W tym czasie młodzież pod opieką nauczycieli zgromadziła się na płycie, a rodzice i inni mieszkańcy miasta na trybunie Stadionu Miejskiego. Kurator Ireneusz Król odczytał akt nadania imienia oraz akt przyznania prawa posiadania sztandaru. Po zakończeniu przedstawionego przez uczniów programu artystycznego, uczestnicy uroczystości udali się przed główne wejście szkoły. Tam wśród dźwięków werbli były żołnierz 68. Pułku Piechoty, Leonard Więckowski dokonał odsłonięcia, ufundowanej przez Jerzego Welsandta, tablicy pamiątkowej, a były adiunkt ostatniego dowódcy 68 pp mjr Stanisława Culica, Franciszek Podemski, złożył meldunek swemu nieżyjącemu dowódcy. Dyrektor szkoły zakończył uroczystość i zaprosił gości do zwiedzania szkoły i na spotkanie w auli szkolnej. Goście mogli zobaczyć m.in. wystawę obrazów i rzeźb nauczyciela Konrada Mertki oraz utworzoną z okazji nadania imienia szkole Izbę Patrona. Z końcem roku szkolnego 1989/90 na emeryturę przeszedł dotychczasowy dyrektor Henryk Graczyk, a nowym dyrektorem, w wyniku konkursu, został Tadeusz Zemło.
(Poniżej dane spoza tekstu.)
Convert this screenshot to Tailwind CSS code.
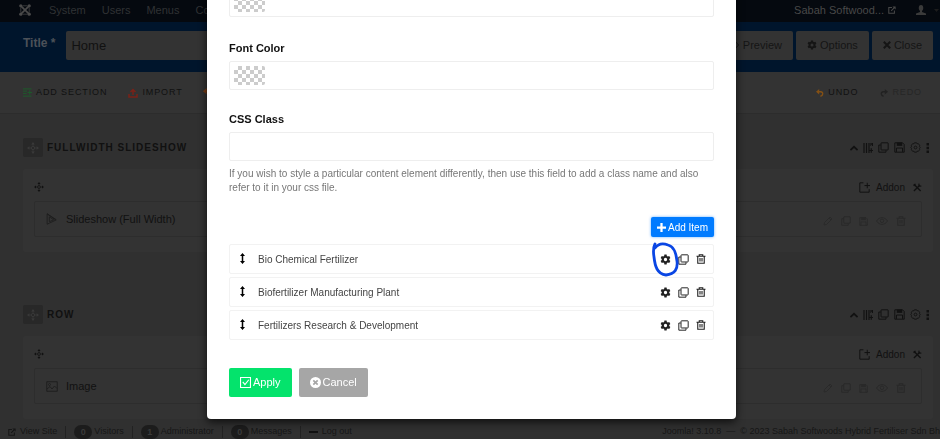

Na początku lat 90-tych pogarszanie się warunków pracy z powodu rosnącej liczby uczniów zahamowało oddanie do użytku nowego obiektu dobudowanego do gmachu szkolnego od strony zachodniej i przejęcie od SP nr 4 tzw. pawilonu. Wreszcie też zniknęły z izb lekcyjnych, istniejące od 1903 roku kaflowe piece, które zastąpiono centralnym ogrzewaniem. W okresie tym w całej polskiej oświacie, w związku ze zmianą ustroju, zaszło wiele zmian, zarówno organizacyjnych jak i w zakresie metod i środków nauczania, w których szkoła nie pozostawała w tyle. Z końcem roku szkolnego 1994/95 w wyniku konkursu nastąpiła zmiana na stanowisku dyrektora szkoły. Funkcję tę objęła Gabriela Józwiak -Dudek.
Samorządowa opieka
Od 1 stycznia 1996 roku organem prowadzącym szkołę stała się Gmina Września i nazwa szkoły brzmi odtąd Samorządowa Szkoła Podstawowa nr 1 im. 68 Wrzesińskiego Pułku Piechoty we Wrześni. Z końcem roku szkolnego 1996/97 na emeryturę odeszła dotychczasowa dyrektor szkoły, a stanowisko to objął w wyniku konkursu Zbigniew Dzierżyński.
Remont
Latem 1997 roku rozpoczął się kapitalny remont gmachu szkolnego, a ponieważ szkoła musiała funkcjonować, warunki pracy przez cały rok szkolny 1997/98 były niezwykle trudne. Za to inauguracja nowego roku szkolnego 1998/99 była nadzwyczaj uroczysta. Do użytku po remoncie oddany został ten sam, ale jednak całkiem inny gmach szkolny, w którym zdecydowanie poprawiły się warunki pracy dla uczniów (około 800) i nauczycieli (około 50). Z powodu reformy szkolnej wprowadzającej gimnazja, z końcem roku szkolnego 1998/99 SSP nr l opuściły dwa roczniki absolwentów – po klasie VIII i po klasie VI, szkoła stała się więc równocześnie szkołą podstawową 8-klasową (starego typu) i 6-klasową (nowego typu). Tak było jeszcze w dwu następnych latach. W związku z likwidacją SSP nr 3 i stopniowym przejmowaniem jej rejonu przez SSP nr 1 gwałtownie wzrosła liczba uczniów, przekraczając 1500. Liczba uczniów spadła nieco dopiero w roku szkolnym 2000/01, kiedy pozostały tu tylko klasy I -VI, jednak obecnie i tak sięga 1200.
Stulecie strajku
Najważniejszą, jak się wydaje, uroczystością szkolną ostatnich lat były obchody 100. rocznicy strajku Dzieci Wrzesińskich. Szkoła zorganizowała z tej okazji Ogólnopolski Konkurs Internetowy z udziałem szkół polonijnych, a trwałym śladem po rocznicowych uroczystościach jest tablica pamiątkowa przy głównym wejściu. Nakreślenie pełnego współczesnego obrazu szkoły wymagałoby odrębnego artykułu, niemniej rzec można, że w ostatnich latach budynek szkoły i jego otoczenie radykalnie się zmieniły i nadal ciągle się zmieniają. Do pełni szczęścia brakuje dziś właściwie tylko sali gimnastycznej.